Given task ▸ Skip the pictures. Set down, word for word, the lines from the start of the material up to and including the line with "const groups = ['Installation', 'Auditorium".
*****
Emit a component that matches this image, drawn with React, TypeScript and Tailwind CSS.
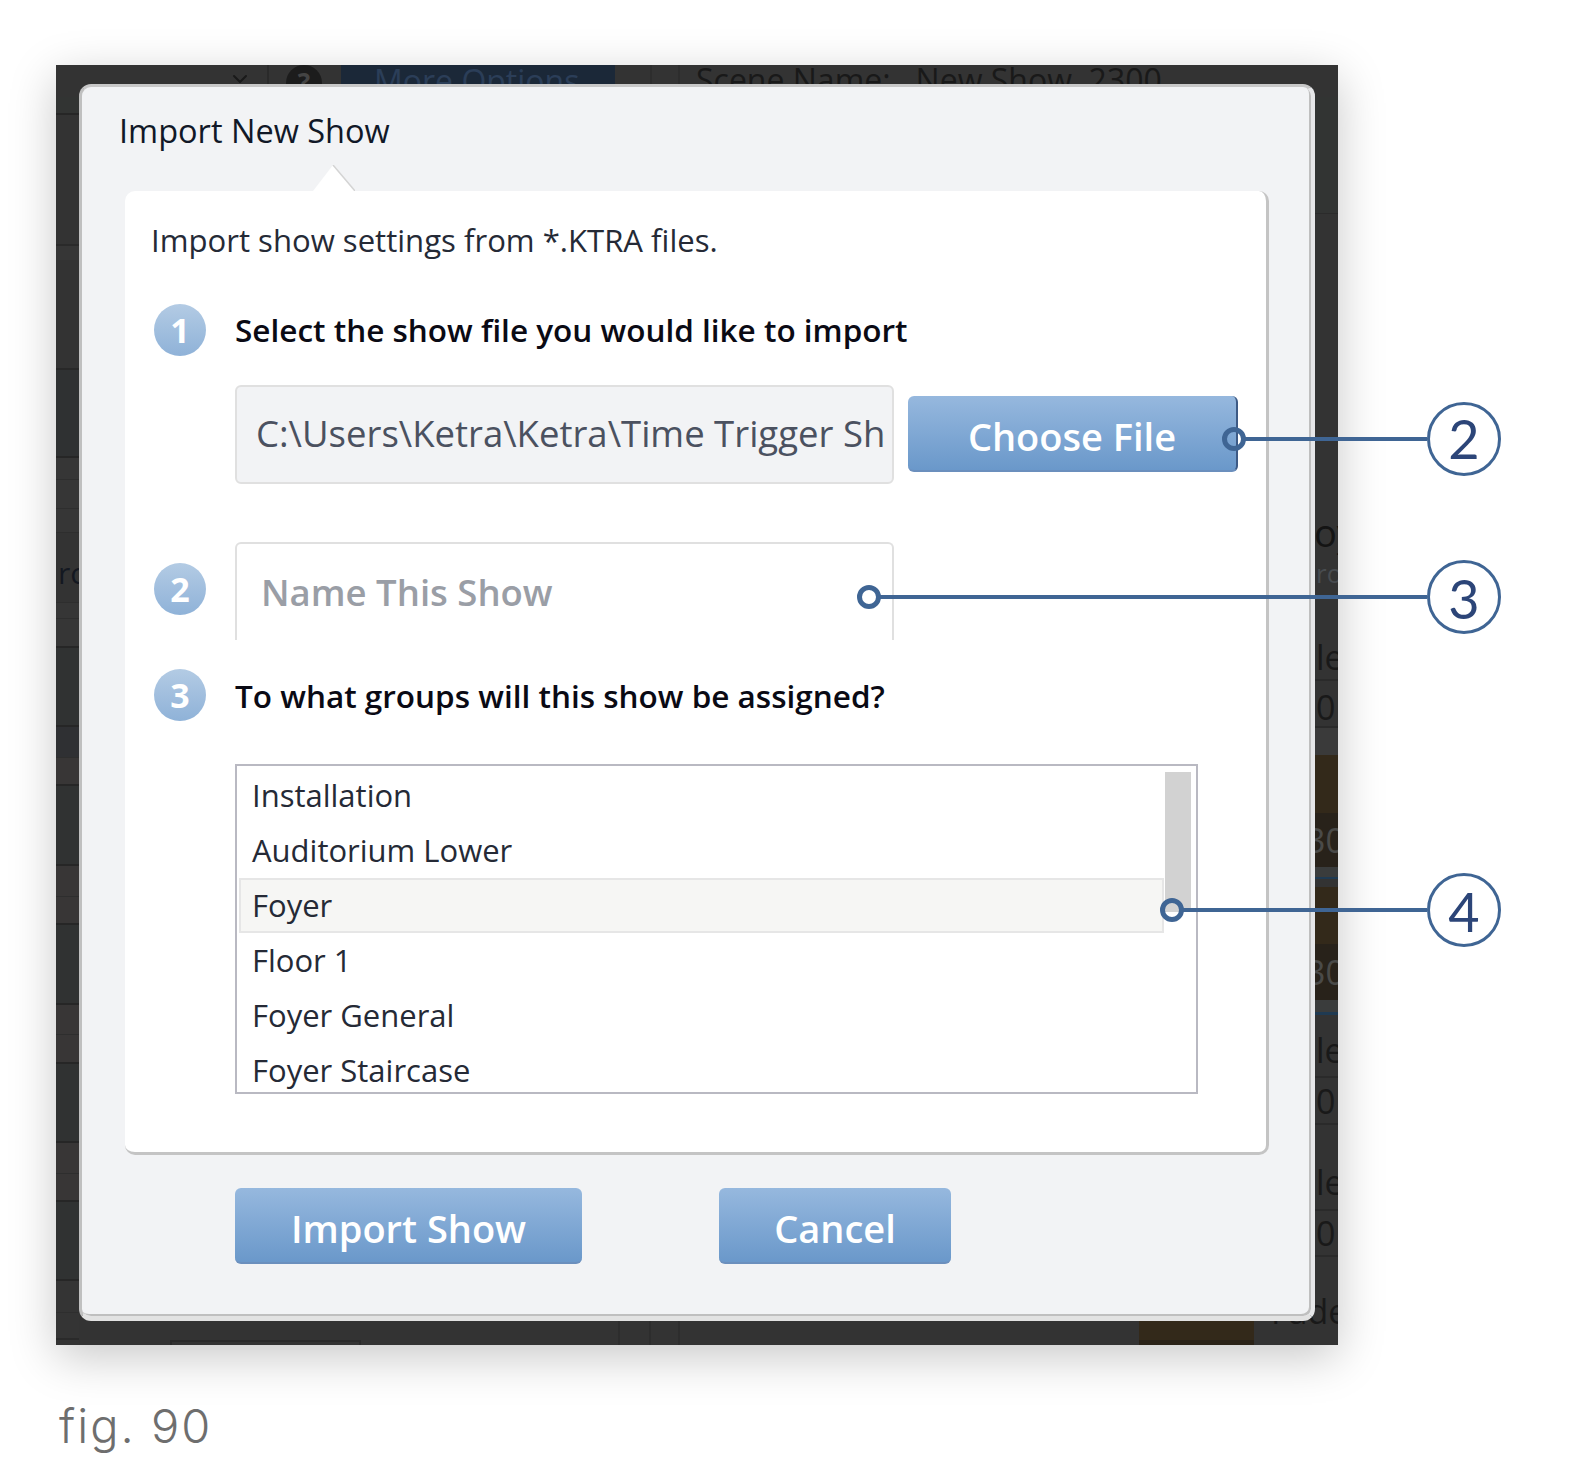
import { ChevronDown } from 'lucide-react';

const uiFont = "font-['Open_Sans','Noto_Sans',sans-serif]";

const groups = ['Installation', 'Auditorium Lower', 'Foyer', 'Floor 1', 'Foyer General', 'Foyer Staircase'];

// table rows of the app behind the dialog, left edge
const leftRows = [
  'h-[18px] bg-[#323433] border-b-2 border-[#262626]',
  'h-[131px] bg-[#333333] border-b-2 border-[#2a2a2a]',
  'h-[14px] bg-[#363636]',
  'h-[110px] bg-[#333333] border-b-2 border-[#282828]',
  'h-[88px] bg-[#2f3132] border-b-2 border-[#262626]',
  'h-[22px] bg-[#363636] border-b border-[#2e2e2e]',
  'h-[29px] bg-[#363636] border-b border-[#2e2e2e]',
  'h-[24px] bg-[#363636] border-b border-[#2e2e2e]',
  'h-[70px] bg-[#333333] border-b border-[#2e2e2e]',
  'h-[16px] bg-[#363636] border-b border-[#2e2e2e]',
  'h-[29px] bg-[#363636] border-b-2 border-[#262626]',
  'h-[79px] bg-[#303232] border-b-2 border-[#262626]',
  'h-[31px] bg-[#2f3033] border-b border-[#2e2e2e]',
  'h-[28px] bg-[#383636] border-b-2 border-[#262626]',
  'h-[80px] bg-[#303232] border-b-2 border-[#262626]',
  'h-[31px] bg-[#383636] border-b border-[#2e2e2e]',
  'h-[28px] bg-[#383636] border-b-2 border-[#262626]',
  'h-[80px] bg-[#303232] border-b-2 border-[#262626]',
  'h-[30px] bg-[#383636] border-b border-[#2e2e2e]',
  'h-[29px] bg-[#383636] border-b-2 border-[#262626]',
  'h-[79px] bg-[#303232] border-b-2 border-[#262626]',
  'h-[31px] bg-[#383636] border-b border-[#2e2e2e]',
  'h-[28px] bg-[#383636] border-b-2 border-[#262626]',
  'h-[79px] bg-[#303232] border-b-2 border-[#262626]',
  'h-[32px] bg-[#343434] border-b border-[#2e2e2e]',
  'h-[27px] bg-[#343434] border-b-2 border-[#2a2a2a]',
  'h-[5px] bg-[#343434]',
];

const StepBadge = ({ n, className = '' }: { n: number; className?: string }) => (
  <div className={`w-[52px] h-[52px] rounded-full shrink-0 flex items-center justify-center bg-gradient-to-b from-[#b3cbe4] to-[#8fb2d8] text-white text-[34px] leading-none font-bold ${className}`}>
    {n}
  </div>
);

const BlueButton = ({ label, className }: { label: string; className: string }) => (
  <button
    className={`h-[76px] pt-[6px] rounded-[6px] bg-gradient-to-b from-[#96b8de] to-[#6a98ca] text-white text-[38px] font-semibold border-b-2 border-[#6b8fbd] ${className}`}
  >
    {label}
  </button>
);

const Callout = ({ n, top, dotLeft }: { n: number; top: number; dotLeft: number }) => (
  <>
    <div
      className="absolute h-[4px] bg-[#3f6594]"
      style={{ top: top - 2, left: dotLeft + 11, width: 1427 - dotLeft - 11 }}
    />
    <div
      className="absolute w-[24px] h-[24px] rounded-full border-[5px] border-[#3f6594]"
      style={{ top: top - 12, left: dotLeft - 12 }}
    />
    <div
      className={`absolute left-[1427px] w-[74px] h-[74px] rounded-full border-[3px] border-[#3f6594] bg-white flex items-center justify-center text-[54px] leading-none text-[#2c4578] font-['Lato',sans-serif] ${n === 2 ? 'pt-0' : 'pt-[4px]'}`}
      style={{ top: top - 37 }}
    >
      {n}
    </div>
  </>
);

const BehindRow = ({ h, text, className = '' }: { h: string; text?: string; className?: string }) => (
  <div className={`${h} flex items-center whitespace-nowrap overflow-hidden leading-none ${className}`}>
    {text}
  </div>
);

const scrap = 'pl-[48px] text-[34px] text-[#191919]';
const lit = 'pl-[38px] text-[34px] text-[#4a4a48]';

export default function App() {
  return (
    <div className={`relative w-[1574px] h-[1482px] bg-white overflow-hidden pt-[65px] pl-[56px] ${uiFont}`}>
      {/* screenshot of the app, dialog lies over it */}
      <div className="relative w-[1282px] h-[1280px] bg-[#333333] overflow-hidden flex flex-col shadow-[0_12px_44px_rgba(0,0,0,0.22)]">
        <div className="h-[32px] shrink-0 flex overflow-hidden">
          <ChevronDown className="ml-[172px] mt-[2px] text-[#1a1a1a]" size={24} />
          <div className="ml-[15px] w-[2px] h-full bg-[#2a2a2a]" />
          <div className="ml-[17px] w-[36px] h-[36px] rounded-full bg-[#1c1c1c] text-center text-[#444444] font-bold text-[26px] leading-[34px]">?</div>
          <div className="ml-[19px] w-[274px] h-full bg-[#1b2838] pl-[33px] text-[#2b3e58] text-[32px] leading-[32px] whitespace-nowrap">More Options</div>
          <div className="ml-[35px] w-[2px] h-full bg-[#2d2d2d]" />
          <div className="ml-[26px] w-[2px] h-full bg-[#2d2d2d]" />
          <div className="ml-[16px] text-[#191919] text-[32px] leading-[30px] whitespace-pre">Scene Name:   New Show  2300</div>
        </div>

        <div className="flex flex-1 min-h-0">
          <div className="w-[23px] shrink-0 flex flex-col">
            {leftRows.map((row, i) => (
              <div key={i} className={`${row} relative`}>
                {i === 8 && <span className="absolute left-[2px] top-[25px] text-[30px] leading-none text-[#141821]">ro</span>}
              </div>
            ))}
          </div>

          <div className="flex-1 flex items-end">
            <div className="flex h-[26px] w-full">
              <div className="ml-[91px] w-[191px] h-[5px] self-end border-t-2 border-x-2 border-[#2a2a2a]" />
              <div className="ml-[257px] w-[2px] bg-[#2d2d2d]" />
              <div className="ml-[29px] w-[2px] bg-[#2d2d2d]" />
              <div className="ml-[27px] w-[2px] bg-[#2d2d2d]" />
              <div className="ml-[459px] w-[115px] bg-[#33291a] border-b-[5px] border-[#2a2217]" />
            </div>
          </div>

          <div className="w-[70px] shrink-0 flex flex-col">
            <BehindRow h="h-[117px]" className="bg-[#323433] border-b border-[#2b2b2b]" />
            <BehindRow h="h-[301px]" />
            <BehindRow h="h-[40px]" text="oy" className="pl-[46px] pb-[6px] text-[38px] text-[#141414]" />
            <BehindRow h="h-[35px]" text="ro" className="pl-[48px] text-[26px] text-[#484c50]" />
            <BehindRow h="h-[50px]" />
            <BehindRow h="h-[41px]" text="le" className={`${scrap} pb-[6px] border-b-2 border-[#2a2a2a]`} />
            <BehindRow h="h-[47px]" text="0" className={`${scrap} pt-[6px] border-b-2 border-[#2a2a2a]`} />
            <BehindRow h="h-[27px]" className="bg-[#3a3a3a]" />
            <BehindRow h="h-[58px]" className="bg-[#33291a]" />
            <BehindRow h="h-[54px]" text="30" className={`${lit} bg-[#28221a]`} />
            <BehindRow h="h-[20px]" className="bg-[#3a3c3c] border-b-[8px] border-b-[#333333] shadow-[inset_0_-2px_0_#1f3a52]" />
            <BehindRow h="h-[57px]" className="bg-[#33291a]" />
            <BehindRow h="h-[56px]" text="30" className={`${lit} bg-[#28221a]`} />
            <BehindRow h="h-[15px]" className="bg-[#3a3c3c] border-b-[3px] border-[#1f3a52]" />
            <BehindRow h="h-[63px]" text="le" className={`${scrap} pt-[8px] border-b-2 border-[#2a2a2a]`} />
            <BehindRow h="h-[47px]" text="0" className={`${scrap} border-b-2 border-[#2a2a2a]`} />
            <BehindRow h="h-[40px]" />
            <BehindRow h="h-[46px]" text="le" className={`${scrap} pb-[10px] border-b-2 border-[#2a2a2a]`} />
            <BehindRow h="h-[46px]" text="0" className={`${scrap} border-b-2 border-[#2a2a2a]`} />
            <BehindRow h="h-[38px]" />
            <BehindRow h="h-[47px]" text="Fade" className="pl-[3px] text-[34px] text-[#191919] items-end pb-[14px]" />
          </div>
        </div>

        {/* dialog */}
        <div className="absolute left-[23px] top-[19px] w-[1236px] h-[1237px] rounded-[12px] bg-[#f2f3f5] border-t-[3px] border-l-[3px] border-r-[4px] border-b-[5px] border-t-[#c8c8c8] border-l-[#c0c0c0] border-r-[#e6e7e9] border-b-[#e2e2e2] shadow-[inset_-2px_-2px_0_#bfbfbf] flex flex-col pt-[22px] pl-[43px]">
          <h1 className="text-[32.5px] leading-[44px] font-medium text-[#111827] ml-[-6px]">Import New Show</h1>
          <div className="relative mt-[38px] w-[1144px] h-[964px] rounded-[10px] bg-white border-r-[3px] border-b-[3px] border-[#c4c4c4] pl-[26px] pr-[30px] pt-[27px]">
            <svg className="absolute left-[188px] -top-[26px]" width="42" height="26" viewBox="0 0 42 26">
              <polygon points="0,26 20,0 42,26" fill="#ffffff" />
              <line x1="20" y1="0" x2="42" y2="26" stroke="#d4d4d4" strokeWidth="1.5" />
            </svg>
            <p className="text-[31.1px] leading-[44px] text-[#252a36]">Import show settings from *.KTRA files.</p>

            <div className="flex items-center mt-[42px] gap-[29px] ml-[3px]">
              <StepBadge n={1} />
              <h2 className="text-[31.5px] font-semibold text-[#0a0a14]">Select the show file you would like to import</h2>
            </div>

            <div className="flex items-center mt-[29px] ml-[84px] gap-[14px]">
              <div className="w-[659px] h-[99px] shrink-0 rounded-[6px] bg-[#f2f3f5] border-2 border-[#e0e0e0] flex items-center pl-[19px] pr-[8px] pb-[3px] text-[36.5px] text-[#4b5160]">
                <span className="overflow-hidden whitespace-nowrap">C:\Users\Ketra\Ketra\Time Trigger Sh</span>
              </div>
              <BlueButton label="Choose File" className="w-[330px] shrink-0 mt-[-1px] border-r-2 border-r-[#3d5a85]" />
            </div>

            <div className="flex items-center mt-[58px] ml-[3px] gap-[29px]">
              <StepBadge n={2} className="mb-[4px]" />
              <div className="w-[659px] h-[98px] shrink-0 rounded-t-[6px] bg-white border-2 border-b-0 border-[#e0e0e0] flex items-center pl-[24px] text-[36.5px] font-semibold text-[#9a9ea6]">
                Name This Show
              </div>
            </div>

            <div className="flex items-center mt-[29px] ml-[3px] gap-[29px]">
              <StepBadge n={3} />
              <h2 className="pt-[2px] text-[31.5px] font-semibold text-[#0a0a14]">To what groups will this show be assigned?</h2>
            </div>

            <div className="relative mt-[43px] ml-[84px] w-[963px] h-[330px] border-2 border-[#b9b9c2] overflow-hidden pt-[2px] pl-[2px]">
              <div className="absolute left-[928px] top-[6px] w-[26px] h-[140px] bg-[#d2d2d2]" />
              {groups.map((g) => (
                <div
                  key={g}
                  className={`w-[925px] h-[55px] flex items-center pl-[11px] text-[31px] text-[#252a36] border-2 ${g === 'Foyer' ? 'bg-[#f6f6f4] border-[#e6e6e6]' : 'border-transparent'}`}
                >
                  {g}
                </div>
              ))}
            </div>
          </div>

          <div className="flex mt-[33px] ml-[110px] gap-[137px]">
            <BlueButton label="Import Show" className="w-[347px]" />
            <BlueButton label="Cancel" className="w-[232px]" />
          </div>
        </div>
      </div>

      <p className="mt-[57px] ml-[3px] text-[47px] leading-none tracking-[2px] font-light text-[#6e6e6e] font-['Inter',sans-serif]">fig. 90</p>

      <Callout n={2} top={439} dotLeft={1234} />
      <Callout n={3} top={597} dotLeft={869} />
      <Callout n={4} top={910} dotLeft={1172} />
    </div>
  );
}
*****
Answer below ▸
Emit a component that matches this image, drawn with React, TypeScript and Tailwind CSS.
import { ChevronDown } from 'lucide-react';

const uiFont = "font-['Open_Sans','Noto_Sans',sans-serif]";

const groups = ['Installation', 'Auditorium Lower', 'Foyer', 'Floor 1', 'Foyer General', 'Foyer Staircase'];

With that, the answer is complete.